6. Setores políticos que se identificam com a extrema direita e o conservadorismo têm criticado o que acreditam ser a prática de censura e a ausência de liberdade de expressão no Brasil. Para tanto evocam, comparativamente, o Judiciário dos EUA. É amplamente conhecido aquilo que os constitucionalistas (inclusive os norte-americanos) chamam de American exceptionalism. Desde 1964, a partir do famoso caso New York Times x Sullivan, a Corte Suprema, embora reconheça a existência de limites, passou a tratar a liberdade de expressão – em prejuízo de outros direitos como igualdade, privacidade, reputação e dignidade – com uma amplitude que não encontra paralelo em nenhum outro país do mundo. Ressalte-se que isso não impediu, contraditoriamente, que o governo dos EUA promulgasse uma lei que inviabiliza a plataforma TikTok (chinesa) de continuar operando no país (24/4/2024).
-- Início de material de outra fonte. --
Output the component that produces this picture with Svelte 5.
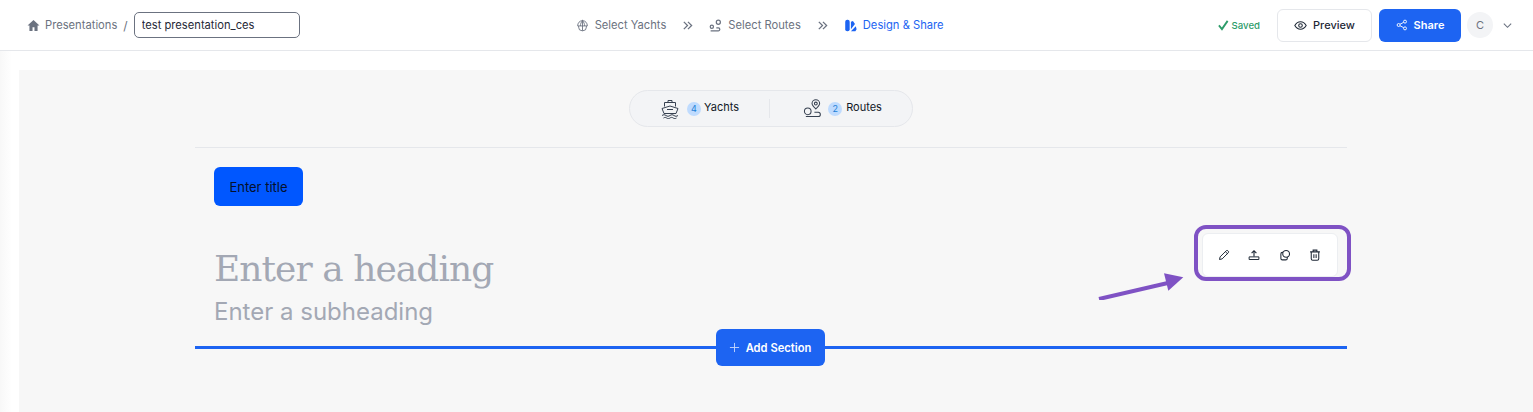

O comportamento libertário da Corte Suprema e suas consequências negativas para a sociedade americana, sobretudo em relação ao acirramento da chamada “guerra cultural” e das questões raciais, tem sido cada vez mais questionado.

7. A celebração anual do Dia Mundial da Liberdade da Imprensa constitui uma excelente oportunidade para refletir sobre os direitos e princípios que fundamentam as intenções originais da ONU e da Unesco. Em tempos de BigTechs, IA, redes digitais e notícias falsas, parece incontornável que se enfrente o desafio de repensar as liberdades de expressão e da imprensa, exatamente para garantir que elas – e a democracia – sobrevivam.